The first Alan Wake game is more of an action-adventure game than its sequel. With that in mind, fans looking for something like Silent Hill are probably fine to skip directly to Alan Wake 2. It’s a masterpiece that takes full advantage of its enormous budget.
Like the Silent Hill series, Alan Wake 2 deals with two different realities. The mind-bending journey this takes Alan and the new series protagonist, Saga, on is one of the finest page-turners in video game history. Once you start, you’ll have to know where this story goes, and thankfully, the conclusion is a satisfying one.
Heck, Alan Wake 2‘s vibe is so similar to the great Silent Hill games that one of its DLC stories is essentially a joke ending from your favorite Silent Hill game. Instead of dogs controlling everything, the Number One Fan story puts you in the shoes of Wake’s biggest fan as she fights off fans, a werewolf, and a werewolf bicycle. It’s perfect.
1) Detention

The Silent Hill series is one of the best examples the video game space has of great psychological horror. Sure, some of the monsters are scary and the environments are often pulse-poundingly terrifying, but the real horror is what’s happening behind the scenes. The developers are masters of using everything at their disposal to make you feel deeply uncomfortable.
Detention might be the closest we got to a classic Silent Hill game in the 2010s when the series was dormant. It’s a horror game without many jump scares, using its unsettling atmosphere to convey that feeling of abject terror.

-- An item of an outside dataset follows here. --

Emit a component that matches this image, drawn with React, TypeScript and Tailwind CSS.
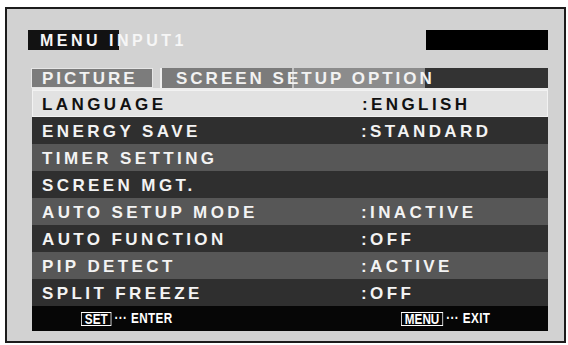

It’s a relatively simple 2D side-scroller that knows how to keep the story moving with a well-paced plot, but it importantly knows when to slow things down, leaving your spine tingling as you uncover what’s going on in this take on 1960s Taiwan.
Developer Red Candle followed up with Devotion, which explores religion instead of politics. Controversially, the game was pulled from Steam after an Easter egg referencing Xi Jinping was found. You can still purchase it on the developer’s website if you want to see Red Candle’s take on a P.T.-inspired horror game.